** AIM OF THE EXERCISE **
Copy out the data below as written; omit any images.

** DATA SECTION **
= = = = =
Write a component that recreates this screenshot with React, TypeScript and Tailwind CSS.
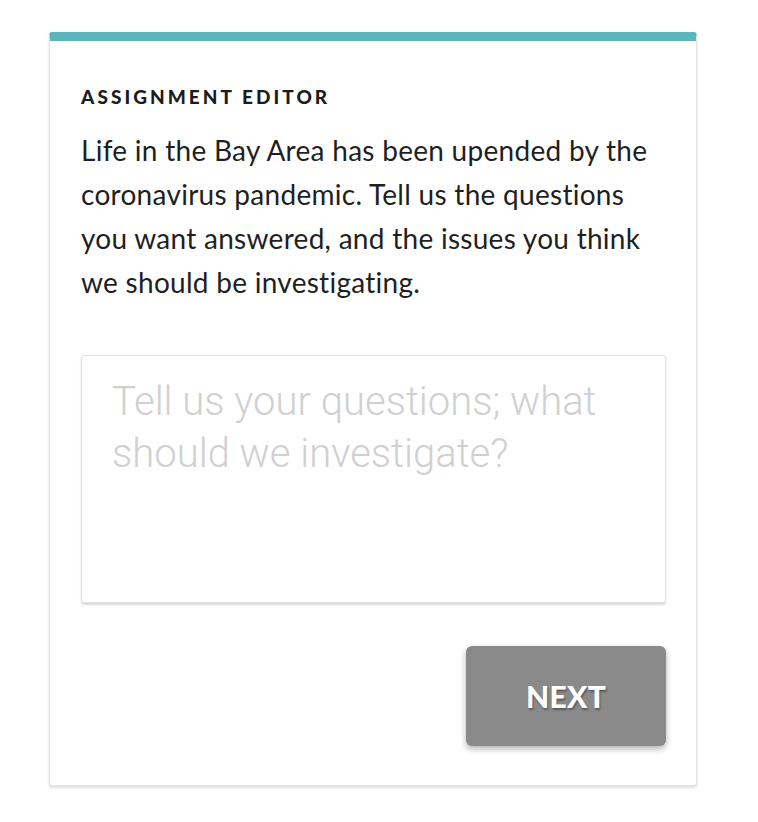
export default function App() {
  return (
    <div className="min-h-screen bg-white pt-8 pl-[49px]" style={{ fontFamily: "Lato, 'Noto Sans', sans-serif" }}>
      <div className="w-[648px] h-[754px] rounded-[3px] border-x border-b border-[#e3e3e3] border-t-[9px] border-t-[#5bb5bc] bg-white shadow-[0_2px_3px_rgba(0,0,0,0.12)] px-[31px] pt-[45px]">
        <h2 className="text-[19px] font-black tracking-[0.16em] text-[#1c1c1c] leading-[22px] uppercase">
          Assignment Editor
        </h2>
        <p className="mt-[20px] text-[28px] leading-[44px] tracking-[0.01em] text-[#1f1f1f]">
          Life in the Bay Area has been upended by the coronavirus pandemic. Tell us the questions you want answered, and the issues you think we should be investigating.
        </p>
        <textarea
          placeholder="Tell us your questions; what should we investigate?"
          className="mt-[51px] block w-[585px] h-[248px] resize-none rounded-[3px] border border-[#e2e2e2] shadow-[0_2px_2px_rgba(0,0,0,0.15)] px-[30px] pt-[20px] text-[40px] leading-[52px] font-light text-[#333] placeholder:text-[#d0d0d0] outline-none"
          style={{ fontFamily: "Roboto, sans-serif" }}
        />
        <div className="flex justify-end mt-[43px] -mr-[1px]">
          <button className="w-[200px] h-[100px] rounded-[6px] bg-[#8a8a8a] text-white text-[30px] font-black tracking-[0.01em] shadow-[0_3px_6px_rgba(0,0,0,0.3)] [text-shadow:1px_2px_2px_rgba(0,0,0,0.35)]">
            NEXT
          </button>
        </div>
      </div>
    </div>
  );
}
= = = = =
** EXPECTED ANSWER **
Write a component that recreates this screenshot with React, TypeScript and Tailwind CSS.
export default function App() {
  return (
    <div className="min-h-screen bg-white pt-8 pl-[49px]" style={{ fontFamily: "Lato, 'Noto Sans', sans-serif" }}>
      <div className="w-[648px] h-[754px] rounded-[3px] border-x border-b border-[#e3e3e3] border-t-[9px] border-t-[#5bb5bc] bg-white shadow-[0_2px_3px_rgba(0,0,0,0.12)] px-[31px] pt-[45px]">
        <h2 className="text-[19px] font-black tracking-[0.16em] text-[#1c1c1c] leading-[22px] uppercase">
          Assignment Editor
        </h2>
        <p className="mt-[20px] text-[28px] leading-[44px] tracking-[0.01em] text-[#1f1f1f]">
          Life in the Bay Area has been upended by the coronavirus pandemic. Tell us the questions you want answered, and the issues you think we should be investigating.
        </p>
        <textarea
          placeholder="Tell us your questions; what should we investigate?"
          className="mt-[51px] block w-[585px] h-[248px] resize-none rounded-[3px] border border-[#e2e2e2] shadow-[0_2px_2px_rgba(0,0,0,0.15)] px-[30px] pt-[20px] text-[40px] leading-[52px] font-light text-[#333] placeholder:text-[#d0d0d0] outline-none"
          style={{ fontFamily: "Roboto, sans-serif" }}
        />
        <div className="flex justify-end mt-[43px] -mr-[1px]">
          <button className="w-[200px] h-[100px] rounded-[6px] bg-[#8a8a8a] text-white text-[30px] font-black tracking-[0.01em] shadow-[0_3px_6px_rgba(0,0,0,0.3)] [text-shadow:1px_2px_2px_rgba(0,0,0,0.35)]">
            NEXT
          </button>
        </div>
      </div>
    </div>
  );
}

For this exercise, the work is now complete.